ゴールドマン・サックスのテレサ・アルベス氏が、米景気後退に対するヘッジを為替ポジションで構築する方法を紹介している。
「私たちのメインシナリオは来年、実際には米経済が景気後退を回避するというものだ。」
アルベス氏は自社のYouTubeチャネルで、景気後退の可能性を論じる前に、景気後退を予想しているわけではないと断りを入れている。
こう言いながらも、あえてリスクシナリオへの備えを提案する背景には、米景気への心配を日ごとに強める市場心理があるのだろう。
同氏は2つの通貨に注目している。
1つ目は日本円だ。
振り返ると、円はしばしば安全逃避通貨として機能してきた。
円は通常、景気後退期にドルに対して上昇してきた。
理由は、円がドル利回りの変化に対して敏感だからだ。
これはよく知られた傾向だ。
もっとも、この傾向は日本が意図して作り上げた状況によるものと言ってよい。
世界の景気はかなり連動しており、景気が過熱しインフレが上昇すると、まず米国、次に欧州、最後に日本が金融を引き締める。
外需依存の強い地域がなるべく自国通貨安を享受したいがために起こるラグである。
これが円キャリーまたは同様のポジションを拡大させる。
8月上旬に見られたとおり、米国が金融緩和に転ずると、これらポジションが巻き戻し円高となるのだ。
景気後退期、外需依存の強い日本企業は大きな業績悪化を経験する。
米国では市場全体のPERがマイナスに沈むなどということはほとんど見られないが、日本では大きな景気後退ごとに市場全体のPERがマイナスになっても誰も驚かない。
結果、株価の落ち込みも激しくなる。
つまり、円は安全逃避通貨ではあるが、日本株はそうではないということだ。
景気後退期に日本でも金融緩和が実施されるなら、信用度の極めて高い円債は安全逃避資産として機能するかもしれない。
もっとも日本の利下げ幅の余地は小さいから、ささやかなヘッジ、資本保全のレベルの話だろう。
投資を自国通貨建て名目評価額を増やすことと狭義に定義せず、自身の資産の価値を高めると考えるなら、日本株が大きく下げた時、円高となることはせめてもの慰めになる。
あくまで価値を判断基準とするなら、アメリカ人だろうが日本人だろうが、円高の効果は共通のものだ。
しかし、同時期にもっとよくない影響を及ぼす他の要因(株価、景気等々)に目を奪われて、円高を絶対悪と捉える人は多い。
これはかなり危険な思考だ。
この思考は景気後退期に必要以上の株安を引き起こしかねない。
さて、アルベス氏が挙げたもう1つの通貨ポジションはメキシコ・ペソのショートだ。
「ペソは景気後退期(ドルに対し)急激に下落する傾向がある。

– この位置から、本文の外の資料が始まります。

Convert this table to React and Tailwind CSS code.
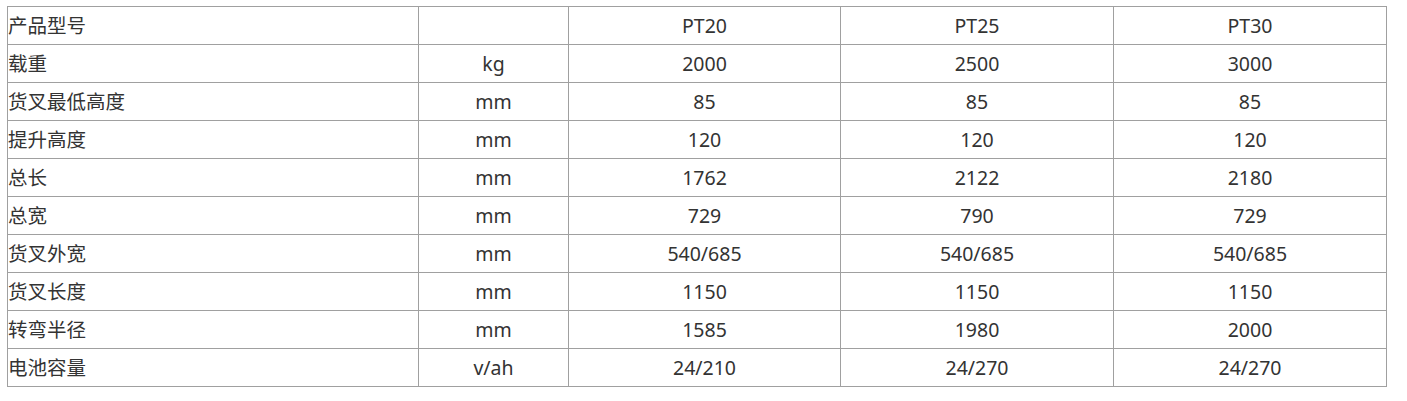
import React from "react";

const ROWS = [
  ["产品型号", "", "PT20", "PT25", "PT30"],
  ["载重", "kg", "2000", "2500", "3000"],
  ["货叉最低高度", "mm", "85", "85", "85"],
  ["提升高度", "mm", "120", "120", "120"],
  ["总长", "mm", "1762", "2122", "2180"],
  ["总宽", "mm", "729", "790", "729"],
  ["货叉外宽", "mm", "540/685", "540/685", "540/685"],
  ["货叉长度", "mm", "1150", "1150", "1150"],
  ["转弯半径", "mm", "1585", "1980", "2000"],
  ["电池容量", "v/ah", "24/210", "24/270", "24/270"],
];

export default function App() {
  return (
    <div className="bg-white w-[1407px] h-[401px] pt-[6px] pl-[7px]" style={{ fontFamily: '"Noto Sans", "Noto Sans CJK SC", sans-serif' }}>
      <table className="table-fixed border-collapse w-[1380px] text-[19.5px] text-[#333]">
        <colgroup>
          <col className="w-[411px]" />
          <col className="w-[150px]" />
          <col className="w-[272px]" />
          <col className="w-[273px]" />
          <col className="w-[273px]" />
        </colgroup>
        <tbody>
          {ROWS.map((row, i) => (
            <tr key={i} className="h-[38px]">
              {row.map((cell, j) => (
                <td
                  key={j}
                  className={`border border-[#a0a0a0] p-0 leading-[37px] ${j === 0 ? "text-left" : "text-center"}`}
                >
                  {cell}
                </td>
              ))}
            </tr>
          ))}
        </tbody>
      </table>
    </div>
  );
}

・・・
メキシコ経済は米経済と密接に連携しているが、ボラティリティが高いため、米景気後退期に大きな打撃を受ける。」
これらの観察から自ずと導かれるポジションは単純明快だ。
ペソのショートと円のロングは米景気後退リスクに対し有効なヘッジになるだろう。
日本人の投資家のほとんどはすでに円を多くロングしているだろうから、ペソを売ればいいということか。
もちろん、アルベス氏自身が最初に言ったように、米経済の方向性は決まったものでもない。
米経済が心配と逆に振れる可能性もあるだろうから、これをリスクヘッジと呼べるのかどうかは様々意見があろう。